Reforms in the political process that will make the ‘desirable’ people also ‘electable’ will help clean up the system and improve governance, felt Jayaprakash Narayan, Founder-President, Lok Satta Party.

The first-past-the-post approach to electing the legislators has brought to centre-stage money power and fringe issues as just a few percentage of votes become a decisive factor in coming to power. “The good are marginalised in politics” and the “best and brightest individuals are unelectable” in this system that fosters corruption. One option to counter this issue is proportional representation to the legislature, he felt.

At a lecture on electoral reforms and money power in electoral politics and campaign spending organised by The Hindu Centre for Politics and Public Policy, he said money power in elections may not guarantee victory but lack of it ‘ensures defeat.’

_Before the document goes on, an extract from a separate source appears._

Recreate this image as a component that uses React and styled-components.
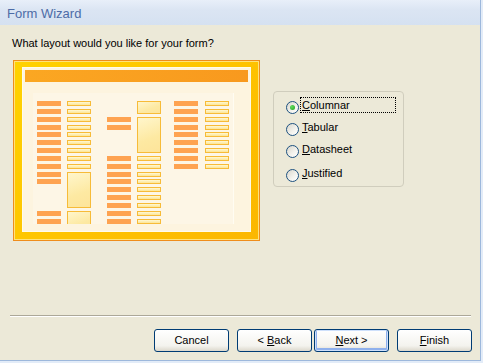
import React from 'react';
import styled, { createGlobalStyle } from 'styled-components';

const GlobalStyle = createGlobalStyle`
  html, body {
    margin: 0;
    padding: 0;
    background: #e3ecf8;
  }
  body {
    font-family: "Liberation Sans", Arial, sans-serif;
  }
`;

const Window = styled.div`
  width: 481px;
  height: 361px;
  box-sizing: border-box;
  border-right: 1px solid #9db8dc;
  border-bottom: 1px solid #9db8dc;
  background: #ece9d8;
  display: flex;
  flex-direction: column;
`;

const TitleBar = styled.div`
  height: 25px;
  box-sizing: border-box;
  padding: 2px 0 0 7px;
  line-height: 23px;
  font-size: 13px;
  color: #4d6ca7;
  background: linear-gradient(#e8eff9, #dbe5f3 40%, #d5e1f1);
`;

const Body = styled.div`
  flex: 1;
  display: flex;
  flex-direction: column;
  padding: 12px 0 8px 10px;
`;

const Prompt = styled.div`
  margin-left: 2px;
  font-size: 11px;
  line-height: 13px;
  color: #000;
`;

const MainRow = styled.div`
  display: flex;
  align-items: flex-start;
  margin: 10px 0 0 3px;
`;

const Preview = styled.div`
  width: 247px;
  height: 181px;
  box-sizing: border-box;
  padding: 6px 8px 8px 8px;
  border: 1px solid #ef8d1c;
  box-shadow: inset 0 0 0 1px #ffe27a;
  background: linear-gradient(135deg, #ffd200, #fec300 55%, #fbb700);
`;

const Canvas = styled.div`
  height: 100%;
  box-sizing: border-box;
  padding: 2px;
  border: 1px solid #fffbea;
  background: #fdf4df;
`;

const HeaderBar = styled.div`
  height: 12px;
  background: linear-gradient(to right, #fba722, #f8991e);
`;

const Panel = styled.div`
  width: 201px;
  height: 131px;
  box-sizing: border-box;
  margin: 11px 0 0 8px;
  padding: 8px 0 0 4px;
  overflow: hidden;
  background: #fdf6e6;
  border-right: 1px solid #fffcf2;
`;

const FormGrid = styled.div`
  display: grid;
  grid-template-columns: 24px 6px 24px 16px 24px 6px 24px 13px 24px 7px 24px;
  grid-auto-rows: 5px;
  row-gap: 2.85px;
`;

const Label = styled.div`
  grid-column: ${(p) => p.$col};
  grid-row: ${(p) => p.$row} / span 1;
  background: #fea351;
`;

const Field = styled.div`
  grid-column: ${(p) => p.$col};
  grid-row: ${(p) => p.$row} / span ${(p) => p.$span};
  box-sizing: border-box;
  border: 1px solid #f7bb38;
  background: ${(p) =>
    p.$span > 1
      ? 'linear-gradient(160deg, #fff6cc, #fde9a2 60%, #fde49a)'
      : 'linear-gradient(#fff8d4, #fde594)'};
`;

const RadioBox = styled.div`
  width: 131px;
  box-sizing: border-box;
  margin: 31px 0 0 13px;
  padding: 5px 0 4px 12px;
  border: 1px solid #d0cdbd;
  border-radius: 4px;
  display: flex;
  flex-direction: column;
  gap: 5px;
`;

const RadioRow = styled.div`
  display: flex;
  align-items: flex-start;
  margin-top: ${(p) => (p.$extra ? '2px' : '0')};
`;

const Circle = styled.div`
  width: 13px;
  height: 13px;
  margin-top: 4px;
  flex: none;
  box-sizing: border-box;
  border-radius: 50%;
  border: 1px solid #1c5180;
  background: linear-gradient(135deg, #d9d6cc, #f4f3ee 60%, #ffffff);
  display: flex;
  align-items: center;
  justify-content: center;
`;

const Dot = styled.div`
  width: 5px;
  height: 5px;
  border-radius: 50%;
  background: radial-gradient(circle at 35% 35%, #62dc5e, #21a121);
`;

const RadioLabel = styled.div`
  margin-left: 1px;
  height: 16px;
  box-sizing: border-box;
  padding: 0 2px;
  font-size: 11px;
  line-height: 16px;
  color: #000;
  ${(p) => p.$focused && 'width: 96px; border: 1px dotted #000; padding: 0 1px; line-height: 14px;'}
`;

const Key = styled.span`
  text-decoration: underline;
`;

const Separator = styled.div`
  margin: auto 9px 12px 0;
  border-top: 1px solid #aca899;
  border-bottom: 1px solid #ffffff;
`;

const ButtonRow = styled.div`
  display: flex;
  justify-content: flex-end;
  gap: 8px;
  padding-right: 8px;
`;

const ButtonPair = styled.div`
  display: flex;
  gap: 2px;
`;

const Button = styled.div`
  width: 75px;
  height: 23px;
  box-sizing: border-box;
  border: 1px solid #003c74;
  border-radius: 3px;
  background: linear-gradient(#ffffff, #f4f3ee 75%, #dcd8cc);
  font-size: 11px;
  line-height: 21px;
  text-align: center;
  color: #000;
  box-shadow: ${(p) =>
    p.$default ? 'inset 0 0 0 1px #cee0fb, inset 0 -1px 0 2px #8fb0ec' : 'none'};
`;

const range = (a, b) => Array.from({ length: b - a + 1 }, (_, i) => a + i);

const labels = [
  ...range(1, 11).map((r) => ({ col: 1, row: r })),
  { col: 1, row: 15 },
  { col: 1, row: 16 },
  { col: 5, row: 3 },
  { col: 5, row: 4 },
  ...range(8, 16).map((r) => ({ col: 5, row: r })),
  ...range(1, 9).map((r) => ({ col: 9, row: r })),
];

const fields = [
  ...range(1, 9).map((r) => ({ col: 3, row: r, span: 1 })),
  { col: 3, row: 10, span: 5 },
  { col: 3, row: 15, span: 3 },
  { col: 7, row: 1, span: 2 },
  { col: 7, row: 3, span: 5 },
  ...range(8, 16).map((r) => ({ col: 7, row: r, span: 1 })),
  ...range(1, 9).map((r) => ({ col: 11, row: r, span: 1 })),
];

const layouts = [
  { key: 'C', rest: 'olumnar', checked: true },
  { key: 'T', rest: 'abular' },
  { key: 'D', rest: 'atasheet' },
  { key: 'J', rest: 'ustified', extra: true },
];

export default function App() {
  return (
    <>
      <GlobalStyle />
      <Window>
        <TitleBar>Form Wizard</TitleBar>
        <Body>
          <Prompt>What layout would you like for your form?</Prompt>
          <MainRow>
            <Preview>
              <Canvas>
                <HeaderBar />
                <Panel>
                  <FormGrid>
                    {labels.map((l, i) => (
                      <Label key={'l' + i} $col={l.col} $row={l.row} />
                    ))}
                    {fields.map((f, i) => (
                      <Field key={'f' + i} $col={f.col} $row={f.row} $span={f.span} />
                    ))}
                  </FormGrid>
                </Panel>
              </Canvas>
            </Preview>
            <RadioBox>
              {layouts.map((o) => (
                <RadioRow key={o.key} $extra={o.extra}>
                  <Circle>{o.checked && <Dot />}</Circle>
                  <RadioLabel $focused={o.checked}>
                    <Key>{o.key}</Key>
                    {o.rest}
                  </RadioLabel>
                </RadioRow>
              ))}
            </RadioBox>
          </MainRow>
          <Separator />
          <ButtonRow>
            <Button>Cancel</Button>
            <ButtonPair>
              <Button>
                &lt; <Key>B</Key>ack
              </Button>
              <Button $default>
                <Key>N</Key>ext &gt;
              </Button>
            </ButtonPair>
            <Button>
              <Key>F</Key>inish
            </Button>
          </ButtonRow>
        </Body>
      </Window>
    </>
  );
}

Legislators spend up to Rs 2-5 crore for an Assembly Constituency and up to Rs 10 crore for a Parliamentary Constituency in leading states like Andhra Pradesh, Karnataka, Tamil Nadu, Maharashtra, Punjab, Haryana and Uttar Pradesh.

Money power and ‘reckless populism’ to stay in power are happening at the cost of nation building. Proportional representation will encourage people to “vote for what is right rather than what is might,” he said.

N. Ravi, Member of the Board of Management of The Hindu Centre, said in his introductory remarks that there has been an alarming rise in the influence of money on elections. It gives rise to the question, “if it is at all possible to fight elections innocently – that is, staying within the four corners of the law.”

(This article was published on August 25, 2013)

Source : The Hindu Business Line, CHENNAI, August 25, 2013.